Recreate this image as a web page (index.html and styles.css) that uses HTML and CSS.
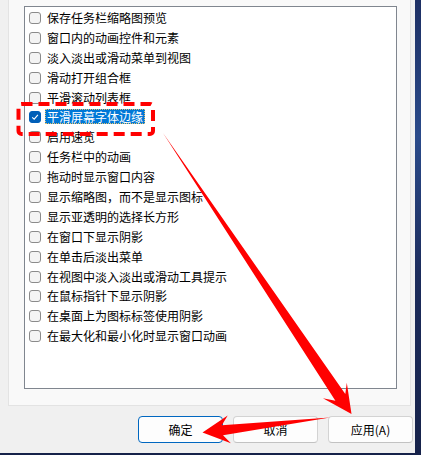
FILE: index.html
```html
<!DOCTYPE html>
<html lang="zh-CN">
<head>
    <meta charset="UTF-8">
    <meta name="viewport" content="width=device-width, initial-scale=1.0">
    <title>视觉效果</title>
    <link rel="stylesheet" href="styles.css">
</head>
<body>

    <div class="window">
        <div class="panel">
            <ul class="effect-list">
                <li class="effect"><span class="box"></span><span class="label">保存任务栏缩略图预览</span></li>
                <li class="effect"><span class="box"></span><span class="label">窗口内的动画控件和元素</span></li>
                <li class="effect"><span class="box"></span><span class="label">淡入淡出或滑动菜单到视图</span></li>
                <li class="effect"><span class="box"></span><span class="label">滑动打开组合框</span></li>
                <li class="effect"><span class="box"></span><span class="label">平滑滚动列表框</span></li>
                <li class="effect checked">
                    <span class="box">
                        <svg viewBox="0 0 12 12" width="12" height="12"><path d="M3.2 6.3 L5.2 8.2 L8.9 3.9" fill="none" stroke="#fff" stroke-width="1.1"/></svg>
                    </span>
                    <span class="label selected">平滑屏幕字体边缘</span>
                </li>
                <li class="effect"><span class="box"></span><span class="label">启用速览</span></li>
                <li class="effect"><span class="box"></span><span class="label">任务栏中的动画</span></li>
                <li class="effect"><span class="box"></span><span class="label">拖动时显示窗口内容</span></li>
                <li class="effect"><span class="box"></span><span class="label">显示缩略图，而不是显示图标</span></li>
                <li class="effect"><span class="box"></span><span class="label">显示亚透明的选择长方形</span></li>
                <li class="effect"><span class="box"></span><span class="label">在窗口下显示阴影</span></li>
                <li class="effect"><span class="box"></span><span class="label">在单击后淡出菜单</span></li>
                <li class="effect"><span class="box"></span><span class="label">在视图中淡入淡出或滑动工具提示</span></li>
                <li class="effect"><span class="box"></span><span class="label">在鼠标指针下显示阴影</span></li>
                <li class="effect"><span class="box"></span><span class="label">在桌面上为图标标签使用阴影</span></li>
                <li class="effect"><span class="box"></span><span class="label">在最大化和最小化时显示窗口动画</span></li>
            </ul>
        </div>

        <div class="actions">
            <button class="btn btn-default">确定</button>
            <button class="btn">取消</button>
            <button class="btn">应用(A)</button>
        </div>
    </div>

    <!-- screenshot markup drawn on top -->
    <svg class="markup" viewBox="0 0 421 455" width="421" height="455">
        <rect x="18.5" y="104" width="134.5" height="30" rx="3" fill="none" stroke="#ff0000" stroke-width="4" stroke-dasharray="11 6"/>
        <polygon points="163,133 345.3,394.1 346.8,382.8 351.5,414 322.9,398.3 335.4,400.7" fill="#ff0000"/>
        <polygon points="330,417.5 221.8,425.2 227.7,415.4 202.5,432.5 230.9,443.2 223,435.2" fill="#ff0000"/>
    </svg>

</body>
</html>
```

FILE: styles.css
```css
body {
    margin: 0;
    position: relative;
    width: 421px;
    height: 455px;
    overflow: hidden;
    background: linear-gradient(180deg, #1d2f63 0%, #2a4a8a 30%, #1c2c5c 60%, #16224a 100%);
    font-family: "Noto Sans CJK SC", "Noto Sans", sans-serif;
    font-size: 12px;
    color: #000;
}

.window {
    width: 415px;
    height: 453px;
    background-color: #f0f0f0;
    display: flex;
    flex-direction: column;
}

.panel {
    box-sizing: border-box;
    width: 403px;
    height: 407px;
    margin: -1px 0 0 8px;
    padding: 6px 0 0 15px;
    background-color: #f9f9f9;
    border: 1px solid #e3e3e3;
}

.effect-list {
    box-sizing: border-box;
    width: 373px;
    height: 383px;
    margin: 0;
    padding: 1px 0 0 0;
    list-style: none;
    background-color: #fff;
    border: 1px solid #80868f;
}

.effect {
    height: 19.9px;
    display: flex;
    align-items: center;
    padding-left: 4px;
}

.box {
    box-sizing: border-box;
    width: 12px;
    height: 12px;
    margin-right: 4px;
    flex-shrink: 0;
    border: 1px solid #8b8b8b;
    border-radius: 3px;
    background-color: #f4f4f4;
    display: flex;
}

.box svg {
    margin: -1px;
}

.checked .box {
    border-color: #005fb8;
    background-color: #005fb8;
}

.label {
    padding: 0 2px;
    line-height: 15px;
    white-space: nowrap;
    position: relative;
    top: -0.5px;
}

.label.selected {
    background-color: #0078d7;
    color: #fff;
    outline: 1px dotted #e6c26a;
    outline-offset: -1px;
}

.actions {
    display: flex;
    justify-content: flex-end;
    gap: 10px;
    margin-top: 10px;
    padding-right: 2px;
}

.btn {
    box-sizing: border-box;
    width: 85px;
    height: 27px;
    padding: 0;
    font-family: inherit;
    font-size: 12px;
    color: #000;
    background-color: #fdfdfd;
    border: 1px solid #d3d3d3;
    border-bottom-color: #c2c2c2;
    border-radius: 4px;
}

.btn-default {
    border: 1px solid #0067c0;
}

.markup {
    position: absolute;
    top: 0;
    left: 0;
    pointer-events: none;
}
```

:::::

▶ **Direction**: Reproduce the material above verbatim; omit every picture.

▶ **Exercise answer**:
Recreate this image as a web page (index.html and styles.css) that uses HTML and CSS.
FILE: index.html
```html
<!DOCTYPE html>
<html lang="zh-CN">
<head>
    <meta charset="UTF-8">
    <meta name="viewport" content="width=device-width, initial-scale=1.0">
    <title>视觉效果</title>
    <link rel="stylesheet" href="styles.css">
</head>
<body>

    <div class="window">
        <div class="panel">
            <ul class="effect-list">
                <li class="effect"><span class="box"></span><span class="label">保存任务栏缩略图预览</span></li>
                <li class="effect"><span class="box"></span><span class="label">窗口内的动画控件和元素</span></li>
                <li class="effect"><span class="box"></span><span class="label">淡入淡出或滑动菜单到视图</span></li>
                <li class="effect"><span class="box"></span><span class="label">滑动打开组合框</span></li>
                <li class="effect"><span class="box"></span><span class="label">平滑滚动列表框</span></li>
                <li class="effect checked">
                    <span class="box">
                        <svg viewBox="0 0 12 12" width="12" height="12"><path d="M3.2 6.3 L5.2 8.2 L8.9 3.9" fill="none" stroke="#fff" stroke-width="1.1"/></svg>
                    </span>
                    <span class="label selected">平滑屏幕字体边缘</span>
                </li>
                <li class="effect"><span class="box"></span><span class="label">启用速览</span></li>
                <li class="effect"><span class="box"></span><span class="label">任务栏中的动画</span></li>
                <li class="effect"><span class="box"></span><span class="label">拖动时显示窗口内容</span></li>
                <li class="effect"><span class="box"></span><span class="label">显示缩略图，而不是显示图标</span></li>
                <li class="effect"><span class="box"></span><span class="label">显示亚透明的选择长方形</span></li>
                <li class="effect"><span class="box"></span><span class="label">在窗口下显示阴影</span></li>
                <li class="effect"><span class="box"></span><span class="label">在单击后淡出菜单</span></li>
                <li class="effect"><span class="box"></span><span class="label">在视图中淡入淡出或滑动工具提示</span></li>
                <li class="effect"><span class="box"></span><span class="label">在鼠标指针下显示阴影</span></li>
                <li class="effect"><span class="box"></span><span class="label">在桌面上为图标标签使用阴影</span></li>
                <li class="effect"><span class="box"></span><span class="label">在最大化和最小化时显示窗口动画</span></li>
            </ul>
        </div>

        <div class="actions">
            <button class="btn btn-default">确定</button>
            <button class="btn">取消</button>
            <button class="btn">应用(A)</button>
        </div>
    </div>

    <!-- screenshot markup drawn on top -->
    <svg class="markup" viewBox="0 0 421 455" width="421" height="455">
        <rect x="18.5" y="104" width="134.5" height="30" rx="3" fill="none" stroke="#ff0000" stroke-width="4" stroke-dasharray="11 6"/>
        <polygon points="163,133 345.3,394.1 346.8,382.8 351.5,414 322.9,398.3 335.4,400.7" fill="#ff0000"/>
        <polygon points="330,417.5 221.8,425.2 227.7,415.4 202.5,432.5 230.9,443.2 223,435.2" fill="#ff0000"/>
    </svg>

</body>
</html>
```

FILE: styles.css
```css
body {
    margin: 0;
    position: relative;
    width: 421px;
    height: 455px;
    overflow: hidden;
    background: linear-gradient(180deg, #1d2f63 0%, #2a4a8a 30%, #1c2c5c 60%, #16224a 100%);
    font-family: "Noto Sans CJK SC", "Noto Sans", sans-serif;
    font-size: 12px;
    color: #000;
}

.window {
    width: 415px;
    height: 453px;
    background-color: #f0f0f0;
    display: flex;
    flex-direction: column;
}

.panel {
    box-sizing: border-box;
    width: 403px;
    height: 407px;
    margin: -1px 0 0 8px;
    padding: 6px 0 0 15px;
    background-color: #f9f9f9;
    border: 1px solid #e3e3e3;
}

.effect-list {
    box-sizing: border-box;
    width: 373px;
    height: 383px;
    margin: 0;
    padding: 1px 0 0 0;
    list-style: none;
    background-color: #fff;
    border: 1px solid #80868f;
}

.effect {
    height: 19.9px;
    display: flex;
    align-items: center;
    padding-left: 4px;
}

.box {
    box-sizing: border-box;
    width: 12px;
    height: 12px;
    margin-right: 4px;
    flex-shrink: 0;
    border: 1px solid #8b8b8b;
    border-radius: 3px;
    background-color: #f4f4f4;
    display: flex;
}

.box svg {
    margin: -1px;
}

.checked .box {
    border-color: #005fb8;
    background-color: #005fb8;
}

.label {
    padding: 0 2px;
    line-height: 15px;
    white-space: nowrap;
    position: relative;
    top: -0.5px;
}

.label.selected {
    background-color: #0078d7;
    color: #fff;
    outline: 1px dotted #e6c26a;
    outline-offset: -1px;
}

.actions {
    display: flex;
    justify-content: flex-end;
    gap: 10px;
    margin-top: 10px;
    padding-right: 2px;
}

.btn {
    box-sizing: border-box;
    width: 85px;
    height: 27px;
    padding: 0;
    font-family: inherit;
    font-size: 12px;
    color: #000;
    background-color: #fdfdfd;
    border: 1px solid #d3d3d3;
    border-bottom-color: #c2c2c2;
    border-radius: 4px;
}

.btn-default {
    border: 1px solid #0067c0;
}

.markup {
    position: absolute;
    top: 0;
    left: 0;
    pointer-events: none;
}
```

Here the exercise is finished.